Markets see the Euro rising to 1.15 by year-end while some tip it even higher than that, based in part on the expectation that safe-haven flows into the greenback will dry up alongside the ink on the much vaunted 'phase one deal' with China that finally appeared in writing this month. 

"We certainly see more risk now from a blow up in the US-EU trade spat following EU Trade Commissioner Phil Hogan’s visit to the US," says Derek Halpenny, head of research, global markets EMEA and international securities at MUFG in a note to clients last week.

Safe-haven demand was a notable crux of support for the Dollar last year while economic underperformance weighed on the Euro as the German and European factory sectors suffered in sympathy with the Chinese as well as broader global economies. So great was investor unease about the outlook for global growth, that not even three interest rate cuts from the Federal Reserve could dislodge the greenback from its upward trajectory.  

Above: Euro-to-Dollar rate shown at daily intervals. 

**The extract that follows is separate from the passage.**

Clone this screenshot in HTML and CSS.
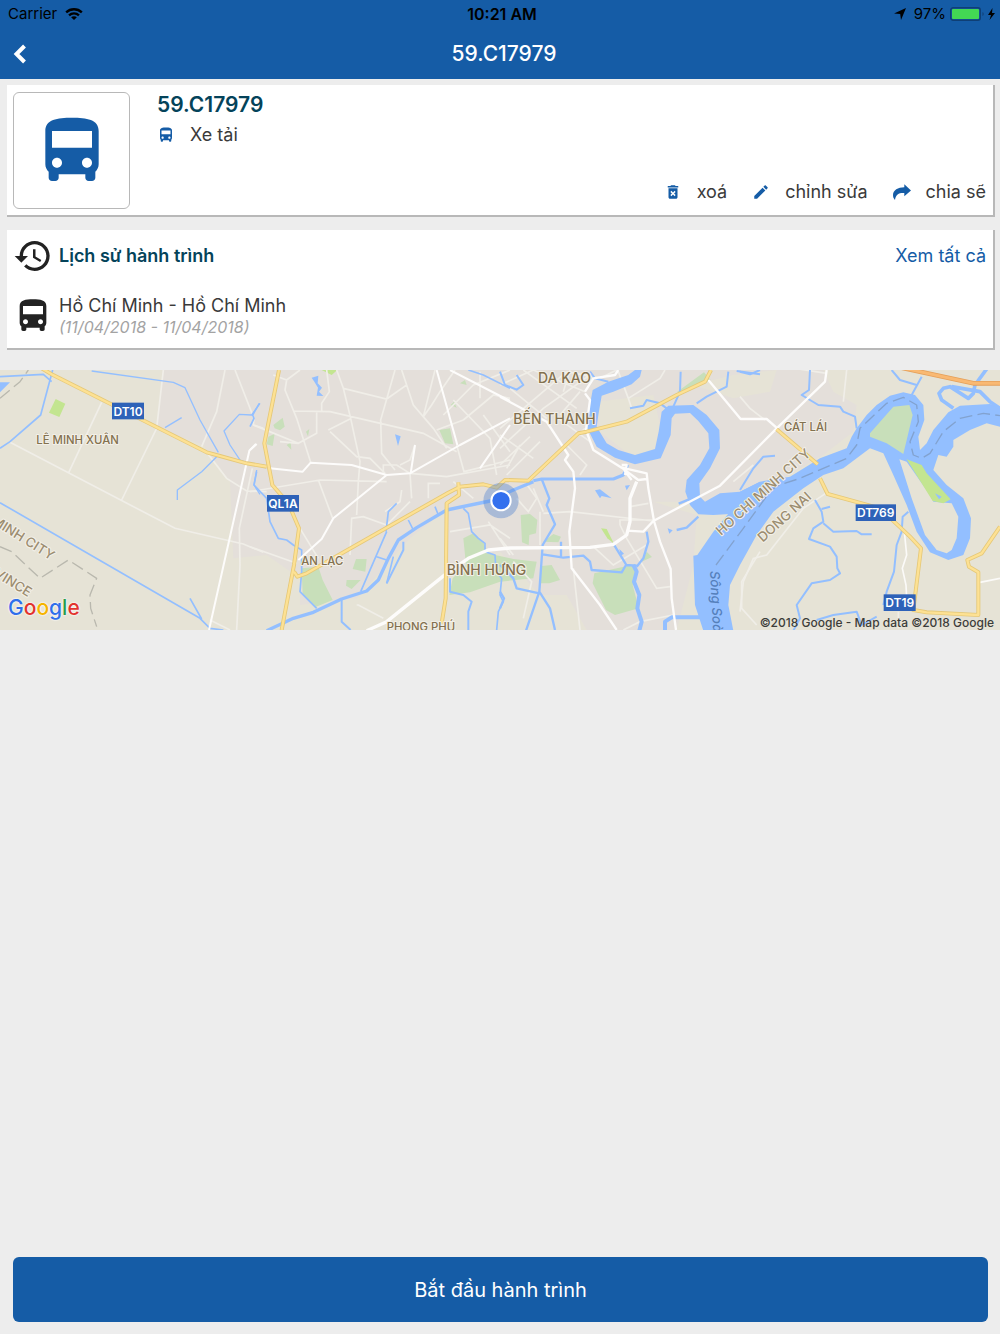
FILE: index.html
```html
<!DOCTYPE html>
<html lang="vi">
<head>
<meta charset="utf-8">
<meta name="viewport" content="width=device-width, initial-scale=1">
<title>59.C17979</title>
<link rel="stylesheet" href="styles.css">
</head>
<body>
<svg class="symbols" aria-hidden="true">
  <symbol id="bus" viewBox="0 0 24 24"><path d="M4 16c0 .88.39 1.67 1 2.22V20c0 .55.45 1 1 1h1c.55 0 1-.45 1-1v-1h8v1c0 .55.45 1 1 1h1c.55 0 1-.45 1-1v-1.780c.61-.55 1-1.340 1-2.220V6c0-3.500-3.580-4-8-4s-8 .5-8 4v10zm3.500 1c-.83 0-1.500-.67-1.500-1.500S6.670 14 7.500 14s1.500.67 1.500 1.500S8.330 17 7.500 17zm9 0c-.83 0-1.500-.67-1.500-1.500s.67-1.500 1.500-1.500 1.500.67 1.500 1.500-.67 1.500-1.500 1.500zm1.500-6H6V6h12v5z"/></symbol>
  <symbol id="history" viewBox="0 0 24 24"><path d="M13 3c-4.970 0-9 4.030-9 9H1l3.890 3.890.07.14L9 12H6c0-3.870 3.130-7 7-7s7 3.130 7 7-3.130 7-7 7c-1.930 0-3.680-.79-4.940-2.060l-1.420 1.420C8.270 19.990 10.510 21 13 21c4.970 0 9-4.030 9-9s-4.030-9-9-9zm-1 5v5l4.280 2.540.72-1.210-3.500-2.080V8H12z"/></symbol>
  <symbol id="trash" viewBox="0 0 24 24"><path d="M6 19c0 1.100.9 2 2 2h8c1.100 0 2-.9 2-2V7H6v12zm2.460-7.120l1.410-1.410L12 12.590l2.120-2.120 1.410 1.410L13.410 14l2.120 2.120-1.410 1.410L12 15.410l-2.120 2.120-1.410-1.410L10.590 14l-2.130-2.120zM15.500 4l-1-1h-5l-1 1H5v2h14V4z"/></symbol>
  <symbol id="pencil" viewBox="0 0 24 24"><path d="M3 17.250V21h3.750L17.810 9.940l-3.750-3.750L3 17.250zM20.710 7.040c.39-.39.39-1.020 0-1.410l-2.340-2.340c-.39-.39-1.020-.39-1.410 0l-1.830 1.830 3.750 3.750 1.830-1.830z"/></symbol>
  <symbol id="share" viewBox="0 0 18 18"><path d="M11.300 1.200L18 7.400l-6.700 5.800V10C6.500 9.600 2.700 11 2 17 .6 15.500 0 14 0 12 0 7 5 4.200 11.300 4.200z"/></symbol>
</svg>

<div class="screen">
  <header class="top">
    <div class="status">
      <div class="status-side">
        <span>Carrier</span>
        <svg class="wifi" viewBox="0 0 20 14" aria-hidden="true"><g fill="none" stroke="currentColor" stroke-width="2.600"><path d="M1.300 5.200C6.200.6 13.800.6 18.700 5.200"/><path d="M4.500 8.500C7.600 5.600 12.400 5.600 15.500 8.500"/></g><path d="M6.800 10.500C8.500 9 11.500 9 13.200 10.500L10 13.700z"/></svg>
      </div>
      <span class="status-time">10:21 AM</span>
      <div class="status-side status-end">
        <svg class="locate" viewBox="0 0 12 12" aria-hidden="true"><path d="M12 0L7 12 6.200 6 0 5.500z"/></svg>
        <span>97%</span>
        <svg class="battery" viewBox="0 0 46 14" aria-hidden="true"><rect x=".7" y=".7" width="29.600" height="12.600" rx="2.500" fill="none" stroke="#0f3f75" stroke-width="1.400"/><rect x="2" y="2" width="27" height="10" rx="1" fill="#43d854"/><path d="M32.500 5c1.600.8 1.600 3.200 0 4z" fill="#0f3f75"/><path d="M42.500 1L38 8h3l-1.500 5 5.500-7h-3z"/></svg>
      </div>
    </div>
    <div class="nav">
      <button class="back" type="button" aria-label="Back"><svg viewBox="0 0 14 20"><path d="M11.500 2L3.500 10l8 8" fill="none" stroke="#fff" stroke-width="4"/></svg></button>
      <h1>59.C17979</h1>
    </div>
  </header>

  <main class="content">
    <section class="card vehicle">
      <div class="thumb"><svg><use href="#bus"/></svg></div>
      <div class="vehicle-body">
        <h2>59.C17979</h2>
        <p class="kind"><svg class="icon"><use href="#bus"/></svg>Xe tải</p>
        <div class="actions">
          <button type="button"><svg class="icon"><use href="#trash"/></svg>xoá</button>
          <button type="button"><svg class="icon"><use href="#pencil"/></svg>chỉnh sửa</button>
          <button type="button"><svg class="icon"><use href="#share"/></svg>chia sẽ</button>
        </div>
      </div>
    </section>

    <section class="card history">
      <div class="row">
        <svg class="row-icon"><use href="#history"/></svg>
        <h3>Lịch sử hành trình</h3>
        <a href="#all">Xem tất cả</a>
      </div>
      <div class="row">
        <svg class="row-icon"><use href="#bus"/></svg>
        <div class="trip">
          <p>Hồ Chí Minh - Hồ Chí Minh</p>
          <p class="dates">(11/04/2018 - 11/04/2018)</p>
        </div>
      </div>
    </section>

    <section class="map" aria-label="Map">
      <svg class="map-canvas" viewBox="0 15 3000 780" preserveAspectRatio="xMidYMid slice">
        <rect class="land" y="15" width="3000" height="780"/>
        <path class="urban" d="M490 15L470 190 610 240 690 350 700 580 800 570 900 640 900 720 1070 700 1170 590 1330 440 1340 600 1500 560 1620 690 1700 690 1760 795H2030L2080 600 2090 450 1960 410H2200L2350 340 2470 270 2560 200 2570 120 2500 80 2470 15z"/>
        <path class="land" d="M1790 110L1960 90 1980 180 1960 270 1890 270 1800 200zM2080 60L2200 30 2330 15 2310 80 2200 100z"/>
        <path class="land" d="M1330 440L1230 520 1080 690 1060 795H1300L1340 590zM1500 650L1560 690 1590 760 1730 795H1340V700z"/>

        <!-- Parks -->
        <g class="park">
          <path class="lime" d="M167 102L196 116 178 156 147 143z"/>
          <g transform="translate(750)">
            <path d="M70 180L98 158 104 185 90 196 74 190zM55 215L74 206 68 243 50 238zM110 240L122 232 124 254zM168 200L178 192 174 214z"/>
            <path d="M155 610L205 605 218 645 248 705 195 727 158 690zM318 582L350 582 346 620 308 612zM290 645L332 645 305 672 288 662zM568 195L600 190 610 238 585 235z"/>
            <path d="M640 520L670 505 700 530 712 565 790 582 860 590 850 640 750 650 660 682 598 690 608 640 648 600z"/>
            <path d="M630 55L645 45 650 60zM602 120L612 110 620 128z"/>
            <path class="lime" d="M215 15H262L245 30z"/>
          </g>
          <g transform="translate(1500)">
            <path d="M62 450L90 447 112 465 108 505 88 510 86 540 66 532zM130 530L160 507 183 515 175 532zM125 603L155 600 180 645 148 655 118 655z"/>
            <path d="M283 625L405 598 408 640 398 660 416 730 345 750 318 735 278 655zM532 80L612 22 632 45 540 88zM425 590L440 560 456 576z"/>
            <path class="lime" d="M303 490L320 492 342 536 322 520z"/>
          </g>
        </g>

        <!-- Minor streets -->
        <g class="street">
          <path d="M30 232L525 490 730 537 790 562M305 112L205 325M490 15L470 190 365 405M675 15L650 140 605 245M705 15L762 160 760 180 790 190M620 262L680 340 740 378 800 380M757 310L718 490 720 600 710 795M630 765L690 795"/>
          <g transform="translate(750)">
            <path d="M70 30L110 45 150 15M110 45L105 75 140 160 182 292M130 138L240 140 520 205 620 260M230 15L238 80 215 115 215 140M260 15L280 70 302 160 330 290 325 350 320 450M280 70L410 102 470 60 455 15M200 140L200 205 145 235 10 180M300 162L235 195M145 235L90 230M240 200L320 275 360 280 405 325M435 15L392 165 395 265 435 315M470 60L490 120 550 190 590 250M450 300L480 285 495 240M480 325L485 400M545 120L520 155 555 15M615 15L570 80 545 120M610 105L720 220 740 330M580 150L670 60 780 15M640 165L730 90 780 100M560 195L640 165M620 240L642 320 780 285M690 20L690 100M700 150L780 260M0 380L210 345 410 350M205 345L248 460M300 570L305 460 340 455 410 480 480 410M150 490L205 580M0 545L140 595M320 720L325 720 400 760M600 500L720 480 780 520M535 400V355H570M610 350L670 400M715 470L780 570"/>
            <path d="M400 325L400 300 440 300 480 325 590 335 780 300M455 375L450 410 405 440"/>
          </g>
          <g transform="translate(1500)">
            <path d="M0 190L200 20M0 250L130 130 270 30M70 15L230 130M30 70L140 160M0 300L90 215M20 330L120 230M0 60L100 15M100 15L255 80M200 20L300 40 350 15M60 240L20 310M240 80L180 150M255 190L200 240 130 310M210 15L190 80M0 210L100 280M200 240L260 300 240 330M175 160L270 230M75 350L110 400 85 440 50 400M0 520L40 570M120 440V540M130 445L210 440 460 468M390 425L445 415M355 20L385 100 395 130M385 100L480 40 495 15M360 480V465H460M360 480L380 520 470 670 510 665M280 545L340 600 440 540M100 370L130 440M70 760L95 650 40 590M220 610L240 795M370 795L420 770 520 750M780 560L725 650 725 730 770 780M760 300L700 350"/>
          </g>
          <g transform="translate(2220)">
            <path d="M0 95L30 130 75 165M100 0L260 25M320 15L310 110M265 380L190 430 80 570 40 580 10 650 0 740M475 790V740"/>
            <path class="minor-bright" d="M493 500L500 570 487 610 498 660 500 700M720 652L780 640"/>
          </g>
        </g>

        <!-- Canals and rivers -->
        <g class="water">
          <path class="fill" d="M0 52H30L0 82z"/>
          <path d="M158 15L122 150 30 230 0 250M0 35L130 28 155 50" stroke-width="5"/>
          <path d="M0 413L600 760M570 700L605 762M600 760L630 790 670 795" stroke-width="5"/>
          <path d="M275 18L520 52 555 68 600 165 655 262M650 275L605 320 532 375V405M495 188L545 158M780 115L755 150 718 148 672 198 690 240 720 285 760 300M770 315L762 360 780 388" stroke-width="4"/>
          <g transform="translate(750)">
            <path class="fill" d="M185 38L205 32 203 55 216 68 207 80 220 93 200 92 204 68 193 50zM435 208L452 214 444 243z"/>
            <path d="M28 115L8 150 12 160 0 185M20 320L12 360 50 400 60 470 85 520 110 525 130 540 155 555 155 620M155 620L150 680 200 730M430 575L410 655M440 415L415 440 408 500M410 500L332 680M475 465L490 495M555 425L565 450M380 575L410 585M640 430L655 445 665 500 685 520 705 535 705 560 735 570 738 620 755 640 750 690 760 710 745 740 740 795M655 15L700 30 780 70" stroke-width="5"/>
            <path d="M600 640V680L640 690 665 710 655 740 655 795M460 530V555L410 655M275 705V770L302 795" stroke-width="6"/>
            <path d="M50 797L130 760 190 742 275 702 350 678 385 645 415 580 445 525 500 488 590 435 720 408 790 375 850 350" stroke-width="10"/>
          </g>
          <g transform="translate(1500)">
            <path class="fill" d="M285 376L300 373 335 400 305 393 300 400zM375 362L390 360 380 376zM503 490L518 496 508 506zM358 552L372 566 362 572z"/>
            <path d="M0 20L15 60 50 74 70 60 50 30M270 20L285 40 325 50M542 20L540 80 520 125M390 130L430 122 440 105 480 115 500 130M590 115L620 95 680 65 685 20M710 18L780 28" stroke-width="6"/>
            <path d="M100 347L125 342H340L370 330 383 300" stroke-width="9"/>
            <path d="M125 342L148 400 140 420 165 478 128 540 118 680 78 797M118 680L150 730 165 795M0 600L40 640 50 670 118 685M128 568L190 578 250 572 270 590 275 615 365 622 378 600 410 602M183 530V578M340 536L378 598M440 500L445 530 430 580 410 605M0 680L12 700 0 730" stroke-width="7"/>
            <path d="M400 600L410 620 402 650 418 690 412 730 425 770 418 797M495 797V770L515 757H600" stroke-width="12"/>
            <path d="M536 416L580 398M530 495L560 488 595 455" stroke-width="7"/>
            <path class="fill" d="M425 15L420 35 395 58 340 80 305 92 295 150 290 185 320 235 355 255 405 270 465 252 476 200 485 140 505 122 580 120 620 150 658 195 660 250 630 310 598 355 600 395 615 410 660 385 720 380 780 350 760 430 690 447 640 450 595 448 570 420 556 380 560 345 600 300 628 250 625 205 595 168 570 144 525 146 515 160 512 210 482 280 405 298 345 278 290 245 262 190 268 130 278 75 325 50 385 30 405 15z"/>
          </g>
          <g transform="translate(2220)">
            <path class="fill" d="M-140 572L-128 570-80 500-30 440 0 380 60 350 150 335 240 280 320 250 335 215 350 190 380 150 410 120 450 92 490 82 525 90 550 120 553 165 535 215 540 255 560 235 580 195 625 142 660 122 750 117 800 130V190L740 175 690 195 640 225V245L620 275 595 270 580 315 620 360 670 400 693 460 690 520 670 570 625 585 570 562 530 500 500 420 460 330 430 265 390 250 350 280 310 310 250 330 190 370 100 440 50 510 0 600-30 660-35 720-20 797H-110L-135 720z"/>
            <path d="M210 15L207 75 185 90 235 120 300 125 310 140 345 155 350 190M455 15L480 45 530 60M545 35L515 90M0 375L40 310 70 275 105 272M225 405L245 440 250 470 220 490 207 522 270 545 290 575 292 610 300 625 270 645 215 655 170 720 180 760 160 797M250 475L280 500 350 498 365 508H395M245 432L270 425M505 440L488 455 485 500 470 540 462 620 440 680 430 720M230 765L280 750 350 740 365 780 410 755M0 20L30 28 60 15" stroke-width="6"/>
            <path d="M640 130L605 105 597 85 610 70 630 65 685 100 700 85 705 60 740 12M635 65L720 80 750 110 780 130" stroke-width="11"/>
          </g>
        </g>
        <g class="park" transform="translate(2220)">
          <path d="M390 205L460 125 508 120 518 150 490 267 440 235 390 215z"/>
          <path class="isle" d="M478 283L500 290 570 390 580 410 635 415 655 455 650 520 635 555 620 565 590 555 555 510 515 400z"/>
          <path class="lime" d="M500 283L545 300 560 325 632 403 610 415 578 408z"/>
          <path class="pond" d="M585 385L605 395 597 403z"/>
        </g>

        <!-- Main roads -->
        <g class="road">
          <path d="M768 237L748 257 627 795" stroke-width="6"/>
          <g transform="translate(750)">
            <path d="M60 310L158 320 182 293 305 300 410 330 480 325 630 240 780 160M410 330L250 460 215 522 145 585M560 15L622 240M600 15L780 108M495 240L482 325M690 310L780 180M0 255L20 237" stroke-width="6"/>
            <path d="M350 797L410 770 590 625 655 580 715 555 780 549 1020 547 1090 538 1130 510 1140 470V400L1160 350" stroke-width="10"/>
          </g>
          <g transform="translate(1500)">
            <path d="M255 85L270 105 258 195 280 255 365 308 440 325 445 370 462 468 480 530 512 612 515 700 528 795M365 308L415 345 440 342M372 315L395 345M0 95L140 170 205 270 195 285 220 320 225 370 208 500 215 610 300 720 350 795M365 300L380 300 375 330M625 45L722 162H800L832 190M380 497L430 500 460 468 660 362 830 190 975 50 980 15M355 15L345 30 280 40 255 80" stroke-width="7"/>
          </g>
        </g>
        <g class="highway-case"><path id="roads" d="M125 10L155 28 620 262 660 273 740 295 800 305M837 15L793 235 817 360 865 415 897 490 882 600 845 795M882 620L892 635 920 625 1345 383 1380 365 1450 358 1490 368 1515 345 1585 347 1735 205 1760 200 1880 170 2030 90 2115 50 2133 15M1375 352L1377 390 1340 415 1337 700 1325 775M2330 193L2453 298M2460 340L2483 387 2640 430 2730 515 2763 550 2740 735 2780 742 2935 750V622L2907 605 2902 585 2945 565 3000 485"/></g>
        <use class="highway" href="#roads"/>
        <path class="trunk-case" d="M2690 5L2920 55H3000"/>
        <path class="trunk" d="M2690 5L2920 55H3000"/>

        <!-- Borders -->
        <path class="border" d="M0 100L60 50 85 15M0 545L35 560 120 640 205 585 290 640 270 690 272 730 290 785"/>
        <path class="border river-line" d="M2148 600L2230 490 2310 380 2330 363 2400 340 2540 280 2570 240 2580 190 2660 115 2710 97 2750 120 2755 170 2730 230 2740 270 2765 280 2790 265 2830 200 2880 160 2950 145 3000 152"/>

        <!-- Place names -->
        <g class="place">
          <text x="109" y="237">LÊ MINH XUÂN</text>
          <text x="904" y="601">AN LẠC</text>
          <text x="2352" y="199">CÁT LÁI</text>
          <text x="1160" y="799">PHONG PHÚ</text>
          <g class="district">
            <text x="1614" y="55">DA KAO</text>
            <text x="1540" y="177">BẾN THÀNH</text>
            <text x="1340" y="630">BÌNH HƯNG</text>
          </g>
          <g class="province">
            <text transform="translate(-28 474) rotate(32)">MINH CITY</text>
            <text transform="translate(-20 632) rotate(32)">VINCE</text>
            <text transform="translate(2163 513) rotate(-42)">HO CHI MINH CITY</text>
            <text transform="translate(2288 533) rotate(-42)">DONG NAI</text>
          </g>
          <text class="river" transform="translate(2130 618) rotate(87)">Sông Soài Rạp</text>
        </g>

        <!-- Road shields -->
        <g class="shield">
          <rect x="336" y="113" width="96" height="50"/><text x="384" y="152">DT10</text>
          <rect x="801" y="390" width="96" height="50"/><text x="849" y="429">QL1A</text>
          <rect x="2567" y="418" width="121" height="50"/><text x="2627" y="457">DT769</text>
          <rect x="2651" y="688" width="96" height="50"/><text x="2699" y="727">DT19</text>
        </g>

        <!-- Current position -->
        <circle cx="1503" cy="407" r="53" fill="#4a7fd0" fill-opacity=".38"/>
        <circle cx="1503" cy="407" r="29" fill="#3370ee" stroke="#fff" stroke-width="6"/>
      </svg>
      <span class="logo"><span class="g-blue">G</span><span class="g-red">o</span><span class="g-yellow">o</span><span class="g-blue">g</span><span class="g-green">l</span><span class="g-red">e</span></span>
      <span class="credit">©2018 Google - Map data ©2018 Google</span>
    </section>
  </main>

  <footer class="bottom">
    <button class="start" type="button">Bắt đầu hành trình</button>
  </footer>
</div>
</body>
</html>
```
FILE: styles.css
```css
* {
  box-sizing: border-box;
}

body {
  margin: 0;
  background: #ededed;
  color: #3a3a3a;
  font-family: Inter, "Liberation Sans", sans-serif;
  font-size: 18px;
  line-height: 22px;
}

h1,
h2,
h3,
p {
  margin: 0;
}

button {
  padding: 0;
  border: 0;
  background: none;
  color: inherit;
  font: inherit;
  cursor: pointer;
}

svg {
  display: block;
  flex: none;
  fill: currentColor;
}

.symbols {
  position: absolute;
  width: 0;
  height: 0;
}

.screen {
  display: flex;
  flex-direction: column;
  min-height: 100vh;
}

.top {
  background: #155ca6;
}

.status {
  display: grid;
  grid-template-columns: 1fr auto 1fr;
  align-items: center;
  height: 28px;
  padding: 0 4px 0 8px;
  color: #000;
  font-size: 15px;
}

.status-side {
  display: flex;
  align-items: center;
  gap: 8px;
}

.status-end {
  justify-content: flex-end;
  gap: 4px;
}

.status-time {
  font-size: 16px;
  font-weight: 600;
}

.wifi {
  width: 18px;
  height: 14px;
}

.locate {
  width: 12px;
  height: 12px;
  margin-right: 4px;
}

.battery {
  width: 46px;
  height: 14px;
}

.nav {
  display: grid;
  grid-template-columns: 40px 1fr 32px;
  align-items: center;
  height: 51px;
  color: #fff;
}

.nav h1 {
  font-size: 21px;
  font-weight: 500;
  text-align: center;
}

.back {
  display: flex;
  align-items: center;
  justify-content: center;
  height: 40px;
}

.back svg {
  width: 14px;
  height: 20px;
}

.content {
  flex: 1;
}

.card {
  margin: 6px 5px 0 7px;
  border: solid #b8b8b8;
  border-width: 0 2px 2px 0;
  background: #fff;
}

.vehicle {
  display: flex;
  gap: 27px;
  padding: 7px 7px 6px 6px;
}

.thumb {
  display: flex;
  align-items: center;
  justify-content: center;
  width: 117px;
  height: 117px;
  border: 1px solid #b8b8b8;
  border-radius: 6px;
  color: #155ca6;
}

.thumb svg {
  width: 80px;
  height: 80px;
}

.vehicle-body {
  display: flex;
  flex: 1;
  flex-direction: column;
}

.vehicle h2 {
  color: #04435a;
  font-size: 21px;
  font-weight: 600;
  line-height: 26px;
}

.icon {
  width: 18px;
  height: 18px;
  color: #155ca6;
}

.kind {
  display: flex;
  align-items: center;
  gap: 15px;
  margin-top: 6px;
}

.actions {
  display: flex;
  flex-wrap: wrap;
  justify-content: flex-end;
  gap: 25px;
  margin-top: auto;
  padding-bottom: 6px;
}

.actions button {
  display: flex;
  align-items: center;
  gap: 15px;
}

.history {
  margin-top: 13px;
  padding: 6px 7px 11px 6px;
}

.row {
  display: flex;
  align-items: center;
  gap: 6px;
}

.row + .row {
  margin-top: 19px;
}

.row-icon {
  width: 40px;
  height: 40px;
  color: #222;
}

.row h3 {
  flex: 1;
  color: #04435a;
  font-size: 18px;
  font-weight: 600;
}

.row a {
  color: #155ca6;
  text-decoration: none;
}

.dates {
  color: #a3a3a3;
  font-size: 16px;
  font-style: italic;
  line-height: 20px;
}

.map {
  position: relative;
  height: 260px;
  margin-top: 20px;
}

.map-canvas {
  width: 100%;
  height: 100%;
}

.land,
.park .isle {
  fill: #e6e3d6;
}

.urban {
  fill: #e4dfda;
}

.park {
  fill: #c8dfba;
}

.park .lime {
  fill: #c3e590;
}

.park .pond {
  fill: #93bfff;
}

.street {
  fill: none;
  stroke: #f0eee8;
  stroke-width: 5;
}

.minor-bright {
  stroke: #fbfaf8;
}

.water {
  fill: none;
  stroke: #93bfff;
  stroke-linejoin: round;
}

.water .fill {
  fill: #93bfff;
  stroke: none;
}

.road {
  fill: none;
  stroke: #fdfcfb;
  stroke-linejoin: round;
}

.highway-case,
.highway,
.trunk-case,
.trunk,
.border {
  fill: none;
  stroke-linejoin: round;
}

.highway-case {
  stroke: #e5c878;
  stroke-width: 12;
}

.highway {
  stroke: #fde193;
  stroke-width: 7;
}

.trunk-case {
  stroke: #e5a05a;
  stroke-width: 14;
}

.trunk {
  stroke: #f9b973;
  stroke-width: 9;
}

.border {
  stroke: #b9b8ae;
  stroke-width: 4;
  stroke-dasharray: 38 16;
}

.river-line {
  stroke: #82a2cf;
}

.place {
  fill: #83714f;
  stroke: #f3f0e8;
  stroke-width: 6;
  stroke-linejoin: round;
  paint-order: stroke;
  font-size: 34px;
  font-weight: 500;
}

.district {
  font-size: 42px;
}

.province {
  fill: #9c8d70;
  font-size: 40px;
}

.river {
  fill: #5580bb;
  stroke: none;
  font-size: 40px;
  font-style: italic;
}

.shield {
  fill: #2e62b8;
}

.shield text {
  fill: #fff;
  font-size: 36px;
  font-weight: 600;
  text-anchor: middle;
}

.logo,
.credit {
  position: absolute;
  bottom: 0;
}

.logo {
  left: 8px;
  bottom: 10px;
  font-size: 21px;
  font-weight: 500;
  line-height: 24px;
  text-shadow: 0 0 2px #fff, 0 0 2px #fff;
}

.g-blue {
  color: #2f6fea;
}

.g-red {
  color: #e2332e;
}

.g-yellow {
  color: #f5b400;
}

.g-green {
  color: #2a9d48;
}

.credit {
  right: 6px;
  color: #3d3d3a;
  font-size: 12px;
  font-weight: 500;
  line-height: 14px;
}

.bottom {
  padding: 12px 12px 12px 13px;
}

.start {
  width: 100%;
  height: 65px;
  border-radius: 6px;
  background: #155ca6;
  color: #fff;
  font-size: 20px;
}
```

And dislodged from its upward trajectory the Dollar must be if the Euro is to have any hope of exiting a narrow multi-month range and recovering from losses wrought on it since the early months of 2018. But with weakness in the Dollar aside, the only way the Euro can recover lost ground is through an economic recovery that enables the 'normalisation' European Central Bank interest rate policy, which would require a U.S.-EU trade conflict to be avoided

"Now that the phase one deal between the US and China has been signed, the US will shift focus to the EU. Frustrations have been increasing on both sides of the Atlantic. The EU has made little progress on US requests related to defense spending, China policy and trade policy. We expect the EU to continue negotiations in the usual way, through stalling techniques and retaliations if need be," says Philip Marey, a senior U.S. strategist at Rabobank.

The Euro is one of the lowest yielding major currencies thanks to the negative interest rate policy of the ECB and for that reason it has become a popular 'funding currency' that investors borrow and then sell in order to fund bets on higher yielding assets. That, and the current 1.75% cash rate of the Fed explain why the Euro-to-Dollar rate has remained within such a narrow range against the Dollar even during bouts of weakness in U.S. exchange rates. 

Talk of tarifs on EU cars comes amid a growing spat between the U.S. and some EU countries, including the UK and France, over a new and contentious 'digital services tax'. This will target technology company revenues and profits, much to the ire of a U.S, that hosts and headquarters many of the world's leading technology firms. The U.S. is also threatening tariffs for those countries that go ahead with such levies, which puts the UK and France in the firing line. 

Above: Euro-to-Dollar rate shown at weekly intervals. 

"Under Section 301 procedures the US government is legally permitted to implement tariffs against foreign countries that violate existing agreements or engages in “unjustifiable” or “unreasonable” acts. The digital services tax has been deemed as such," MUFG's Halpenny says.

In October 2017 the EU threw its weight behind an Organisation for Economic Co-operation and Development initiative that both say is aimed at updating international tax rules to make them fit for the digital era, although the OECD's work has gone beyond the scope of existing tax treaties and now includes a proposal for minimum levels of taxation among all signatories.

The EU's official stance is to proceed alongside the OECD although France introduced a tax of its own accord in January which has since been suspended and the UK is moving toward one under Prime Minister Boris Johnson.

The U.S. has threatened retaliation against both, although French Finance Minister Bruno Le Maire said Thursday that Paris is close to a deal with Washington that would avert hostilities on the matter. 

"I expect business to continue their ‘wait and see’ approach with regards to investments, which implies only modest growth of industrial production. Therefore growth in world trade will be limited to around half of one per cent. That is pretty dismal," says ING's Leering.